Quantas outras realidades poderiam ser a essas acrescentadas? Por quanto ou pelo quê nós vendemos a nossa consciência? Ela tem efetivamente um preço? Por que ela é, algumas vezes, vendida por preços tão baixos?

O fato é que estamos inseridos em uma comunidade imediatista. Queremos as coisas mais fáceis, que exigem menos esforço, que não necessitam de construção ou modificação. De forma equivocada, assumimos o ditado popular de que é melhor um pássaro na mão do que dois voando. Aceitamos realidades já prontas, por que simples, e evitamos construir as mais necessárias, as que são essenciais para a nossa existência individual e comunitária.
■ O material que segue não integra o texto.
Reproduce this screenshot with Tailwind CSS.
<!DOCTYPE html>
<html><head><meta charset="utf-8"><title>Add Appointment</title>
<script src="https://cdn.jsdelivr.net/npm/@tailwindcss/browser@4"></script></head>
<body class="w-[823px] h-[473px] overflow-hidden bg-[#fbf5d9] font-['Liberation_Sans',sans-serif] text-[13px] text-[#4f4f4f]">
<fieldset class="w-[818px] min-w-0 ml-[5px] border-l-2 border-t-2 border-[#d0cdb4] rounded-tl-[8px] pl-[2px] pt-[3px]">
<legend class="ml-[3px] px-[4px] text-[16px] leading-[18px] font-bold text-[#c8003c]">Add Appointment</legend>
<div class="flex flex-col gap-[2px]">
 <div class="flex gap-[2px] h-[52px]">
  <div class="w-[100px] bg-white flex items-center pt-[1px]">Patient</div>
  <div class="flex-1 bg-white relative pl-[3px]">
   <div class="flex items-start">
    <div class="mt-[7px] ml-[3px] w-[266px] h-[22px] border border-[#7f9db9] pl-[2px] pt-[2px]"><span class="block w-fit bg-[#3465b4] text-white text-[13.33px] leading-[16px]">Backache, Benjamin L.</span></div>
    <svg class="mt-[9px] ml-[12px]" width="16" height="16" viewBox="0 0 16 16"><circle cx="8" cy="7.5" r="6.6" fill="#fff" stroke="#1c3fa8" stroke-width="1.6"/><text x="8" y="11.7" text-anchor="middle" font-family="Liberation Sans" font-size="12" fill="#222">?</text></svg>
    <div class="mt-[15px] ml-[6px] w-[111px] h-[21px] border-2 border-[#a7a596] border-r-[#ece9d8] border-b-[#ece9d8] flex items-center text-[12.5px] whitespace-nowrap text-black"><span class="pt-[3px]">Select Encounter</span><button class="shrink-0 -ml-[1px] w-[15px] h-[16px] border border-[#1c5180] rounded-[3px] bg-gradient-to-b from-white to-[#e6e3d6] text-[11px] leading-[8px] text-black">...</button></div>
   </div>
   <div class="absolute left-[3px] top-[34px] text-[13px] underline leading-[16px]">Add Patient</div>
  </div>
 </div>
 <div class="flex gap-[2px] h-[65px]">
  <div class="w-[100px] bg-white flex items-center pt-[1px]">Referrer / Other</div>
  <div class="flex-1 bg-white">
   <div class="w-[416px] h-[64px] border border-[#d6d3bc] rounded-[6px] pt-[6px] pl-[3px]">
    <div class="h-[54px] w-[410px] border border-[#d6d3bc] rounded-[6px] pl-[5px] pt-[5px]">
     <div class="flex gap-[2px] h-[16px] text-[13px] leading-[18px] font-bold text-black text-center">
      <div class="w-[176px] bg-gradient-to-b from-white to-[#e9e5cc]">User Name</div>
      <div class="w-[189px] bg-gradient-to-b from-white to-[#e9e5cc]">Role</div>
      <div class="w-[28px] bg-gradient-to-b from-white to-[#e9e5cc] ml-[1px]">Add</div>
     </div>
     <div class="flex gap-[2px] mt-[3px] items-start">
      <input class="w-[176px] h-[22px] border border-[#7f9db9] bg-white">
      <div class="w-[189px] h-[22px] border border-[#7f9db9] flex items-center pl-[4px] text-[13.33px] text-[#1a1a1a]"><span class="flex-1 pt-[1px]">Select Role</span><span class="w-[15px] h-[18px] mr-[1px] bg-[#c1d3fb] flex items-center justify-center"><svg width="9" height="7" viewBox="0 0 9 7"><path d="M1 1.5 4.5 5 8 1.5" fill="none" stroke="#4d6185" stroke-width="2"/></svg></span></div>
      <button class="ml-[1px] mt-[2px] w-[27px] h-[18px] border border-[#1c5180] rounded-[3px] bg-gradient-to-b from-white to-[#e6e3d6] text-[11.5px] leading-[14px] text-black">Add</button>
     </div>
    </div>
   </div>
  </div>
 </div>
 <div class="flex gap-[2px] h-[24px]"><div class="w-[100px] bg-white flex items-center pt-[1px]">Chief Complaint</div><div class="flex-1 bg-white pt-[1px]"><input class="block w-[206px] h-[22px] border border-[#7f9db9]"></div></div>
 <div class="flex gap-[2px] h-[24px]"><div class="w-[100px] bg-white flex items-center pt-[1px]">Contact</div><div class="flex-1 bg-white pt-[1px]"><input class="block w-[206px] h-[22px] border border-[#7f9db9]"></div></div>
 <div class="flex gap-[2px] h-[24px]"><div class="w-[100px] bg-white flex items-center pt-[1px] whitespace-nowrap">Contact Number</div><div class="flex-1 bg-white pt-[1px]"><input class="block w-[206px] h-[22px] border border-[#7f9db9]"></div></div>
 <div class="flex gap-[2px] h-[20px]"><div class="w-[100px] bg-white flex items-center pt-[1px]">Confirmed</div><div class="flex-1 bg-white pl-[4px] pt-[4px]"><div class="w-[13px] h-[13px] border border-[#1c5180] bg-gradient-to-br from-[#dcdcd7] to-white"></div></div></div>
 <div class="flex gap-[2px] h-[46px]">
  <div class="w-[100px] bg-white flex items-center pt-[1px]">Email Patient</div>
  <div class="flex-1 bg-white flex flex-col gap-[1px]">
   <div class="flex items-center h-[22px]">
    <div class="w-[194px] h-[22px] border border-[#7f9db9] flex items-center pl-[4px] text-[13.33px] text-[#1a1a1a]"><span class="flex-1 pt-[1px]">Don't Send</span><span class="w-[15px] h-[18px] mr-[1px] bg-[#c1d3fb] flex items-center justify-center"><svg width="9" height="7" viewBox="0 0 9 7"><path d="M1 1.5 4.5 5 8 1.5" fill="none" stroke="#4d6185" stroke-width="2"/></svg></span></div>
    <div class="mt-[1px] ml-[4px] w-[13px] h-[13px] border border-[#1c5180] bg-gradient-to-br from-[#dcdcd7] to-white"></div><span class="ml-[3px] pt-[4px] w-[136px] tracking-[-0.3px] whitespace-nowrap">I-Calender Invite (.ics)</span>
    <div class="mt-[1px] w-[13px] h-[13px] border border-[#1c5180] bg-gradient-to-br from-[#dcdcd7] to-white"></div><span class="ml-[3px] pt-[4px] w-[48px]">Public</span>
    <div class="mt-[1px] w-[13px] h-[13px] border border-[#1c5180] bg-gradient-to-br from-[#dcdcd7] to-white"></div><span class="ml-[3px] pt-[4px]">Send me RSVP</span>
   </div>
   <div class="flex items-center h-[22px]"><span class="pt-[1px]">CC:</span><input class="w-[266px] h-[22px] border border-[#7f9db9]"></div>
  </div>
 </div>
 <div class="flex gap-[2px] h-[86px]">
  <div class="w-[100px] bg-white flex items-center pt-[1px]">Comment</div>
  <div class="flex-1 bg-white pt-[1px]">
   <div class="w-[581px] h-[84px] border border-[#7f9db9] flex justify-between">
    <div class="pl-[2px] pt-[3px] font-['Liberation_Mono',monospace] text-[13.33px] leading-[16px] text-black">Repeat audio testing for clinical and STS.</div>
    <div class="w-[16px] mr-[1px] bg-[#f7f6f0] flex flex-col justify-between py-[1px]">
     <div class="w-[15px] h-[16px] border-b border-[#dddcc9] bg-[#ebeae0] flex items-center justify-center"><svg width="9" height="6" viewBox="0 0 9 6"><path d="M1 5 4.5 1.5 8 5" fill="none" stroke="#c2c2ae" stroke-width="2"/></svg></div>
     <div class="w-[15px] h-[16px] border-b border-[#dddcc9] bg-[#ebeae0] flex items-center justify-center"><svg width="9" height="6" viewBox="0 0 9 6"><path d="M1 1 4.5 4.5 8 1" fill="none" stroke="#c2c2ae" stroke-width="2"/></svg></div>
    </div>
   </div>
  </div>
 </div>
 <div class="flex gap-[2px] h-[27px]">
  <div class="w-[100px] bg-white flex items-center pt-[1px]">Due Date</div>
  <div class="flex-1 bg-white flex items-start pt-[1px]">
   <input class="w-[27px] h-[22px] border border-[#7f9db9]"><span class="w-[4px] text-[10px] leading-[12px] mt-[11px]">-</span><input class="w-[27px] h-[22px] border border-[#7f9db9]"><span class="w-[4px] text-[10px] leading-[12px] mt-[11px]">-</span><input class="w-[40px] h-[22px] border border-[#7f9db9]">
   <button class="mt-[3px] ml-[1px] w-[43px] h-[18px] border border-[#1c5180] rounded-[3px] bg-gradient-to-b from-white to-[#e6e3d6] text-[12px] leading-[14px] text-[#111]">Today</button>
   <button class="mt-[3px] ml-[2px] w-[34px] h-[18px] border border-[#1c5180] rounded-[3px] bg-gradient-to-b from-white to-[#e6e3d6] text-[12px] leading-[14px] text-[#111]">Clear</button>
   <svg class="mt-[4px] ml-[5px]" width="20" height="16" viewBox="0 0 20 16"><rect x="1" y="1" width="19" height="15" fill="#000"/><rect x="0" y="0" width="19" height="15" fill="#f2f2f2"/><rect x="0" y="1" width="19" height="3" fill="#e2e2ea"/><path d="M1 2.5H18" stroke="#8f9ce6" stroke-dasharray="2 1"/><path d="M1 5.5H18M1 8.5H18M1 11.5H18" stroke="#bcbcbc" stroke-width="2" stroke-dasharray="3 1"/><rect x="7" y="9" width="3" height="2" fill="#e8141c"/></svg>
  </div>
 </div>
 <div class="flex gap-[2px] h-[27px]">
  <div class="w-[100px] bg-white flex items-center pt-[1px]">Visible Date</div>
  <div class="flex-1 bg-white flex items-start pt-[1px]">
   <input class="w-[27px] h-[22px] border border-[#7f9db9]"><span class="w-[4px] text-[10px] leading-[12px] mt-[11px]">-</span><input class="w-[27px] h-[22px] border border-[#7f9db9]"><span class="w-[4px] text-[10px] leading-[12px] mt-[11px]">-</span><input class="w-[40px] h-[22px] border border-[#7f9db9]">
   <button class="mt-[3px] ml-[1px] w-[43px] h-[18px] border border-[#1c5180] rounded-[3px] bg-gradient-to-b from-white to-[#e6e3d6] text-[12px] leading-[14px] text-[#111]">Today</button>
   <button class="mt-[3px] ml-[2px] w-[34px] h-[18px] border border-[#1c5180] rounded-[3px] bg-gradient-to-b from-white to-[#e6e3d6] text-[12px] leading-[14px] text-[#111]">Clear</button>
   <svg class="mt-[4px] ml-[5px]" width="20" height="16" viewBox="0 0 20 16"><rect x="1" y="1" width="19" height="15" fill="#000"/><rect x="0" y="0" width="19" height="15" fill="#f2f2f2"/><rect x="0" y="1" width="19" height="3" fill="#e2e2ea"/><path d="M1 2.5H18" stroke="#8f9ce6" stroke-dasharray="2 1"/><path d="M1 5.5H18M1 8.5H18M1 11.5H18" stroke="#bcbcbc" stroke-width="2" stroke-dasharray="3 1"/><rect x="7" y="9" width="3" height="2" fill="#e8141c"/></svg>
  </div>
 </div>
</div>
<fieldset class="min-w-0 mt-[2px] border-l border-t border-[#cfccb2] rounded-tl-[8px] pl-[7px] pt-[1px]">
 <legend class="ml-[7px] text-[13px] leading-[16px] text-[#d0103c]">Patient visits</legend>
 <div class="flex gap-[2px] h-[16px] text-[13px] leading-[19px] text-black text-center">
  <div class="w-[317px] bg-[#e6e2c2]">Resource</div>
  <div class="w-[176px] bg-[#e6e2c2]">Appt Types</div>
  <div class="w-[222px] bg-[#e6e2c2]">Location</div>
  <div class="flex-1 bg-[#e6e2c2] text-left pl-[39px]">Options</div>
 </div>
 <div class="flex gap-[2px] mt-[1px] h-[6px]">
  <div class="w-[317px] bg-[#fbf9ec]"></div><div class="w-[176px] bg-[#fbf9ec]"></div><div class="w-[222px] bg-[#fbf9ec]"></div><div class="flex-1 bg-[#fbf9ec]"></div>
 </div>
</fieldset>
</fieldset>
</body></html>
Conceitos como esforço, sacrifício, trabalho contínuo e perseverante estão a cada dia desaparecendo em uma realidade social que preza pelo fácil, prazeroso e já feito. É esquecido, porém, que essas opções que não estão bem fundamentadas desaparecerão como surgem: de forma rápida. Se quisermos realmente uma felicidade bem alicerçada, que não se desintegre na primeira adversidade, temos que construí-la no sacrifício. Ela querer algo que, muitas vezes, temos dificuldade em oferecer: tempo e esforço.

A figura da porta estreita oferecida por Jesus Cristo (cf. Lc 13, 24), ao ser questionado quanto aos que seriam salvos, apresenta bem a sua proposta de redenção. O homem só pode entrar no Reino de Deus, ou seja, ter uma vida plena e feliz se ele a construir gradativa e paulatinamente. Aceitar realidades fáceis, que não exijam muito trabalho, é querer entrar pela porta larga, uma entrada, porém, que nos leva a caminhos incertos.

A própria carta aos hebreus compreendeu a mensagem do Senhor quando afirma: “No momento mesmo, nenhuma correção parece alegrar, mas causa dor. Depois, porém, produz um fruto de paz e de justiça para aqueles que nela foram exercitados” (Hb 12, 11). Enfrentar a vida como trabalho que tem seus momentos de alegria e tristeza, dor e prazer, altos e baixos, é exercitar-se para tornar-se plenamente homem assemelhando-se àquele que foi plenamente Deus.

Nesse caminho, ver a dor ou o sacrifício não como um mal, mas como algo participante da vida humana é saber sentir a presença de um Deus que é pai e que está constantemente a nos proteger e ensinar. A carta afirma ainda: “o Senhor corrige a quem ele ama e castiga a quem aceita como filho” (Hb 12, 6). Quando aprendemos a sentir o peso da mão de Deus a nos modelar, nossa existência ganha um novo sentido e qualquer sofrimento transforma-se em alegria.

Maria foi testemunha da felicidade de quem procura entrar pela porta estreita. Ela soube curvar-se para adentrar numa realidade que tinha Deus como soberano e soube aceitar a proposta de salvação do homem ao permanecer, em pé, diante da Cruz. A mãe de Deus entendeu todo o sentido do sofrimento de seu filho quando silenciou diante desse mistério e contemplou a grandeza de sua ressurreição.

Que nós também, ao nos deparar diante de realidades fáceis, possamos nos questionar e saber que vai também fácil o que vem sem esforço. Abramos nossos olhos para as situações já prontas e que não requer nenhum esforço, que são postas à nossa frente. Elas nos desviam da possibilidade de crescimento, de entrar por uma porta que é estreita, mas que nos ajuda a exercitar nossa humanidade diante das inúmeras adversidades apresentadas pela vida.